14. Hukuk Dairesi 2016/13330 E. , 2020/1393 K.
"İçtihat Metni" 14. Hukuk Dairesi
MAHKEMESİ :Sulh Hukuk Mahkemesi
Davacı vekili tarafından, davalılar aleyhine 13/02/2012 gününde verilen dilekçe ile ortaklığın giderilmesi talebi üzerine yapılan duruşma sonunda; davanın kabulüne dair verilen 11/02/2016 günlü hükmün Yargıtayca incelenmesi bir kısım davalılar tarafından istenilmekle süresinde olduğu anlaşılan temyiz dilekçesinin kabulüne karar verildikten sonra dosya ve içerisindeki bütün kağıtlar incelenerek gereği düşünüldü:
K A R A R
Dava, ortaklığın giderilmesi isteğine ilişkindir.
Davacı vekili, 3327 ada 20 parsel sayılı taşınmaz üzerindeki ortaklığın giderilmesini talep ve dava etmiştir.
Bir kısım davalılar davanın reddini savunmuştur.
Mahkemece, davanın kabulü ile ortaklığın satış yoluyla giderilmesine karar verilmiştir.
Hükmü, bir kısım davalılar temyiz etmiştir.
Paydaşlığın giderilmesi davaları paylı veya elbirliği mülkiyetine konu taşınır veya taşınmaz mallarda paydaşlar arasında mevcut birlikte mülkiyet ilişkisini sona erdirip ferdi mülkiyete geçmeyi sağlayan iki taraflı taraflar için benzer sonuçlar doğuran davalardır.
Paydaşlığın giderilmesi davasını paydaşlardan biri veya bir kaçı diğer paydaşlara karşı açar. HMK’nın 27. maddesi hükmü uyarınca davada bütün paydaşların yer alması zorunludur. Paydaşlardan veya ortaklardan birisinin ölmesi halinde alınacak mirasçılık belgesine göre mirasçılarının davaya katılmaları sağlandıktan sonra işin esasının incelenmesi gerekir.
Tebligat Kanununun 35. maddesinin; birinci ve ikinci fıkralarında, gerçek kişilerle ilgili olarak, muhatabın kendisine veya adresine kanunun gösterdiği usullere göre tebliğ yapılmasından sonra, eğer bu kişi adresini değiştirirse, yenisini hemen tebliği yaptırmış olan kaza merciine bildirmeye mecbur olduğu; adresini değiştiren kişinin yeni adres bildirmemesi ve adres kayıt sisteminde yerleşim yeri adresi de tespit edilemediği takdirde, tebliğ olunacak evrakın bir nüshasının eski adrese ait binanın kapısına asılacağı ve asılma tarihinin tebliğ tarihi sayılacağı hükmüne yer verilmiştir.
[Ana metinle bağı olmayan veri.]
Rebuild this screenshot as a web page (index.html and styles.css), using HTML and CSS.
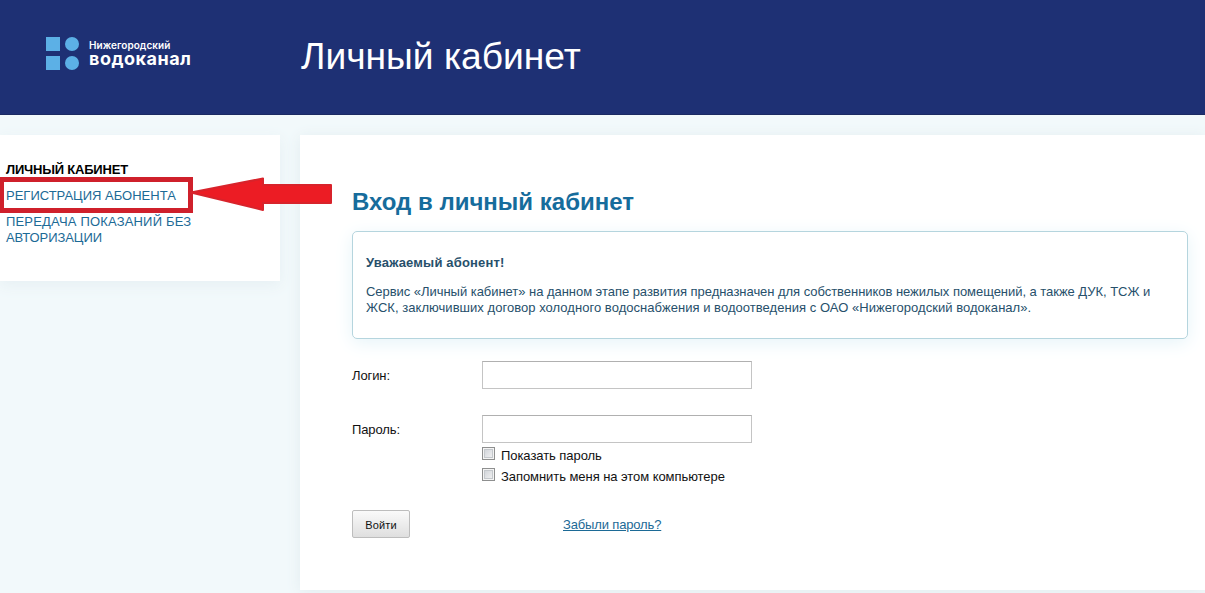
FILE: index.html
```html
<!DOCTYPE html>
<html lang="ru">

<head>
    <meta charset="UTF-8" />
    <meta name="viewport" content="width=device-width, initial-scale=1.0" />
    <title>Личный кабинет</title>
    <link rel="stylesheet" href="styles.css">
</head>

<body>
    <header class="header">
        <a class="logo" href="#">
            <svg class="logo-mark" width="34" height="34" viewBox="0 0 34 34">
                <rect x="0" y="0" width="14" height="14" />
                <circle cx="26" cy="7" r="7" />
                <rect x="0" y="19" width="14" height="14" />
                <circle cx="26" cy="26" r="7" />
            </svg>
            <span class="logo-text">
                <span class="logo-city">Нижегородский</span>
                <span class="logo-name">водоканал</span>
            </span>
        </a>
        <div class="header-title">Личный кабинет</div>
    </header>

    <div class="page">
        <nav class="sidebar">
            <strong class="menu-title">ЛИЧНЫЙ КАБИНЕТ</strong>
            <div class="marked">
                <a href="#">РЕГИСТРАЦИЯ АБОНЕНТА</a>
                <svg class="arrow" width="144" height="36" viewBox="0 0 144 36">
                    <path d="M1 15.5 L73 1.5 V8 H141 V26 H73 V33 Z" />
                </svg>
            </div>
            <a class="menu-send" href="#">ПЕРЕДАЧА ПОКАЗАНИЙ БЕЗ<br><span class="menu-send-end">АВТОРИЗАЦИИ</span></a>
        </nav>

        <main class="content">
            <h1>Вход в личный кабинет</h1>
            <div class="notice">
                <strong>Уважаемый абонент!</strong>
                <p>
                    <span class="line-1">Сервис «Личный кабинет» на данном этапе развития предназначен для собственников нежилых помещений, а также ДУК, ТСЖ и</span><br>
                    <span class="line-2">ЖСК, заключивших договор холодного водоснабжения и водоотведения с ОАО «Нижегородский водоканал».</span>
                </p>
            </div>
            <form action="">
                <div class="row">
                    <label for="login">Логин:</label>
                    <input class="field" type="text" id="login" name="login" />
                </div>
                <div class="row">
                    <label for="password">Пароль:</label>
                    <input class="field" type="password" id="password" name="password" />
                </div>
                <div class="checks">
                    <label class="check"><input type="checkbox" name="show" /><span>Показать пароль</span></label>
                    <label class="check"><input type="checkbox" name="remember" /><span>Запомнить меня на этом компьютере</span></label>
                </div>
                <div class="actions">
                    <button type="button">Войти</button>
                    <a class="forgot" href="#">Забыли пароль?</a>
                </div>
            </form>
        </main>
    </div>
</body>

</html>
```
FILE: styles.css
```css
* {
    margin: 0;
    padding: 0;
    box-sizing: border-box;
}

body {
    height: 593px;
    overflow: hidden;
    font-family: "Liberation Sans", Arial, sans-serif;
    font-size: 13px;
    line-height: 16px;
    color: #111;
    background: #f2f9fb;
}

a {
    color: #1c6a96;
    text-decoration: none;
}

.header {
    display: flex;
    height: 115px;
    background: #1e3074;
    border-bottom: 1px solid #1b2a62;
    color: #fff;
}

.logo {
    display: flex;
    gap: 9px;
    width: 301px;
    padding: 37px 0 0 46px;
    color: #fff;
}

.logo-mark {
    fill: #5cb0e6;
}

.logo-text {
    display: flex;
    flex-direction: column;
    padding-top: 3px;
    font-family: Inter, sans-serif;
}

.logo-city {
    font-size: 10px;
    font-weight: 600;
    line-height: 11px;
    letter-spacing: 0.05px;
}

.logo-name {
    font-size: 18px;
    font-weight: 700;
    line-height: 15px;
    letter-spacing: 0.5px;
}

.header-title {
    padding-top: 35px;
    font-size: 37.2px;
    line-height: 42px;
    white-space: nowrap;
}

.page {
    display: flex;
    align-items: flex-start;
    gap: 20px;
    padding-top: 20px;
}

.sidebar {
    width: 280px;
    height: 146px;
    padding: 27px 0 0 6px;
    background: #fff;
    box-shadow: 0 4px 14px #e6eff3;
    white-space: nowrap;
}

.menu-title {
    display: block;
    color: #000;
    letter-spacing: -0.2px;
}

/* red frame around the registration link */
.marked {
    position: relative;
    width: 194px;
    height: 36px;
    margin: -1px 0 0 -7px;
    padding: 6px 0 0 2px;
    border: 5px solid #cf202b;
}

.menu-send {
    display: block;
    padding-top: 1px;
    letter-spacing: 0.18px;
}

.menu-send-end {
    letter-spacing: -0.08px;
}

.arrow {
    position: absolute;
    left: 186px;
    top: -5px;
    fill: #ec1c24;
    stroke: #d8232b;
    stroke-width: 2;
    stroke-linejoin: round;
}

.content {
    flex: 1;
    height: 455px;
    padding: 52px 17px 0 52px;
    background: #fff;
    box-shadow: 0 2px 14px #e2ecef;
}

h1 {
    font-size: 24px;
    line-height: 30px;
    color: #166c9c;
    white-space: nowrap;
}

.notice {
    height: 108px;
    margin-top: 14px;
    padding: 23px 13px 0;
    border: 1px solid #b5d5de;
    border-radius: 5px;
    box-shadow: 0 4px 18px #e6f4f9;
    color: #27506b;
    white-space: nowrap;
}

.notice strong {
    letter-spacing: 0.17px;
}

.notice p {
    margin-top: 13px;
}

.line-1 {
    letter-spacing: -0.04px;
}

.line-2 {
    letter-spacing: 0.04px;
}

form {
    margin-top: 22px;
}

.row {
    display: flex;
    align-items: center;
    height: 28px;
    margin-bottom: 26px;
}

.row label {
    width: 130px;
    padding-top: 2px;
    letter-spacing: -0.1px;
}

.field {
    width: 270px;
    height: 28px;
    padding: 0 6px;
    border: 1px solid #c4c4c4;
    border-top-color: #b0b0b0;
    background: #fff;
}

.checks {
    display: flex;
    flex-direction: column;
    gap: 5px;
    margin: -22px 0 0 130px;
}

.check {
    display: flex;
    gap: 6px;
    height: 16px;
    white-space: nowrap;
    letter-spacing: -0.06px;
}

.check span {
    padding-top: 1px;
}

.check input {
    appearance: none;
    width: 13px;
    height: 13px;
    border: 1px solid #8e8f8f;
    background: linear-gradient(135deg, #cbcfd5, #f6f6f6);
    box-shadow: inset 0 0 0 1px #f4f4f4, inset 0 0 0 2px #c4c8cc;
}

.actions {
    display: flex;
    margin-top: 26px;
}

button {
    width: 58px;
    height: 28px;
    padding-top: 2px;
    border: 1px solid #bdbdbd;
    border-radius: 2px;
    background: linear-gradient(#fafafa, #dfdfdf);
    font-family: inherit;
    font-size: 11px;
    letter-spacing: 0.1px;
    color: #111;
}

.forgot {
    margin: 7px 0 0 153px;
    letter-spacing: -0.15px;
    text-decoration: underline;
}
```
Somut olaya gelince; dava konusu taşınmazda paydaş olduğu görülen ..., ..., ..., ...’in davaya dahil edilmediği, paydaşlardan ...’in ölü olduğu mirasçıları olan ..., ..., ..., ...’ın davaya dahil edilmediği, paydaşlardan ...’ın ölü olduğu mirasçıları ..., ..., ..., ..., ..., ..., ..., ...’ın davaya dahil edilmediği; dava dilekçesi davalılar ..., ..., ...’ya Tebligat Kanununun 35. maddesi uyarınca tebliğ edilmiş ise de daha önce usulüne uygun tebliğ yapılmadan Tebligat Kanununun 35. maddesine göre yapılan tebligatın usulsüz olduğu; ...,.... isimli şahısların ise karar tarihinden sonra dava konusu taşınmazdan pay edindiği anlaşıldığından adı geçenlerin sağ iseler kendilerinin, ölü iseler ibraz ettirilecek mirasçılık belgesine göre tespit edilecek mirasçılarının davaya dahil edilmesi, taraf teşkili sağlandıktan sonra işin esasına yönelik bir hüküm kurulması gerekirken, taraf teşkili sağlanmaksızın yargılama devam olunarak karar verilmesi, hükmün bozulmasını gerektirmiştir.
SONUÇ: Yukarıda açıklanan nedenlerle temyiz itirazlarının kabulü ile hükmün BOZULMASINA, bozma nedenine göre diğer temyiz itirazlarının şimdilik incelenmesine yer olmadığına, peşin yatırılan harcın istek halinde yatırana iadesine, 06.02.2020 tarihinde oy birliği ile karar verildi.